With loads of archival footage, the documentary recaps his outlandish shtick where he always seemed to be "on" and constantly riding the line between amusing and bemusing as he'd read from The Great Gatsby for HOURS during his performances. His unsuccessful audition for Saturday Night Live is shown and while he didn't make the cast, he was invited to perform bits from his act throughout the show's first season including the debut show where he did the Mighty Mouse theme bit where he stands there playing the record, only moving to lipsynch along with the "Here I come to save the day!" chorus.
Interspersed with the footage are reminiscences from admirers like Steve Martin (a fellow anti-comedian who didn't tell jokes per se); contemporaries like SNL boss Lorne Michaels; Taxi cast mates Danny DeVito and Marilu Henner; his girlfriend and other friends including performance artist Laurie Anderson, who spoke of her times with Kaufman in a piece on her The Ugly One with the Jewels album; and most importantly, yet frustratingly, his best friend and writer, Bob Zmuda, who'd be an accomplice in some of his put-on bits.
The frustration comes from fact that Zmuda never goes into discussing how they came up with Kaufman's stunts. Want a theory about how his parents lying about his grandfather's death traumatized him so much that it warped his entire pysche? Thank You Very Much has you covered. Want to hear about how he developed the grotesque Vegas lounge lizard character Tony Clifton or how Zmuda would collaborate in confusing whether Kaufman was Clifton under all the prosthetic makeup by donning the Clifton guise so he and Andy would be seen together? Nope.
While his foray into being a wrestling heel, challenging women to fight him, culminating in pro wrestler Jerry Lawler slapping him out of his chair on Late Night with David Letterman, they don't reveal that the altercation was staged. With Kaufman dead over 40 years now....or is he?.....what's the point of keeping the secrets? I shouldn't know more about a documentary subject simply by virtue of being old enough to have lived through his brief heyday.

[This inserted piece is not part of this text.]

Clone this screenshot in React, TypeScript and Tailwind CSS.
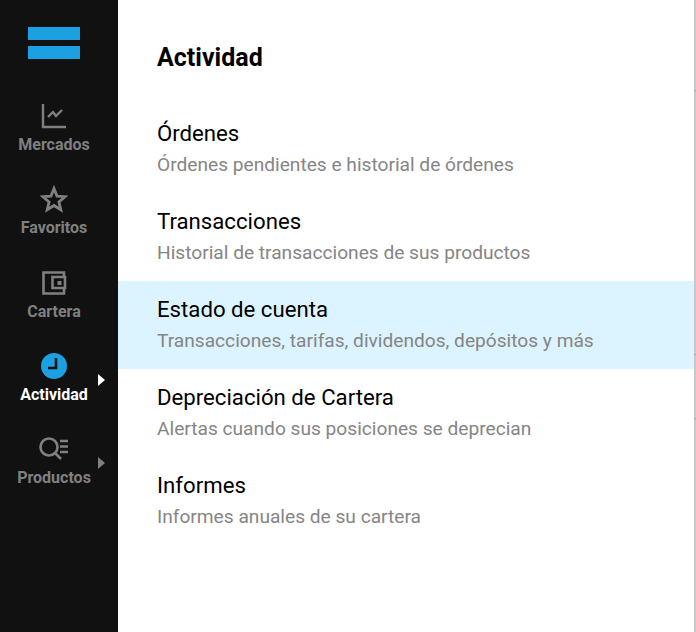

While Thank You Very Much is a tidy primer on Andy Kaufman's brief and idiosyncratic life which will clue in those too young to remember him or wish to use it as an addendum to the 1999 Kaufman biopic Man on the Moon or the 2017 Netflix documentary Jim & Andy: The Great Beyond which covered how Jim Carrey drove everyone crazy being full metal Method in his channeling of Kaufman for Man on the Moon. But those seeking deep insight or tales of how and or why he did what he did will have to settle for Lucy Van Pelt-grade psychoanalysis of what may've been an unknowable man.
Score: 6/10. Catch it on cable/streaming. (Currently on Hoopla.)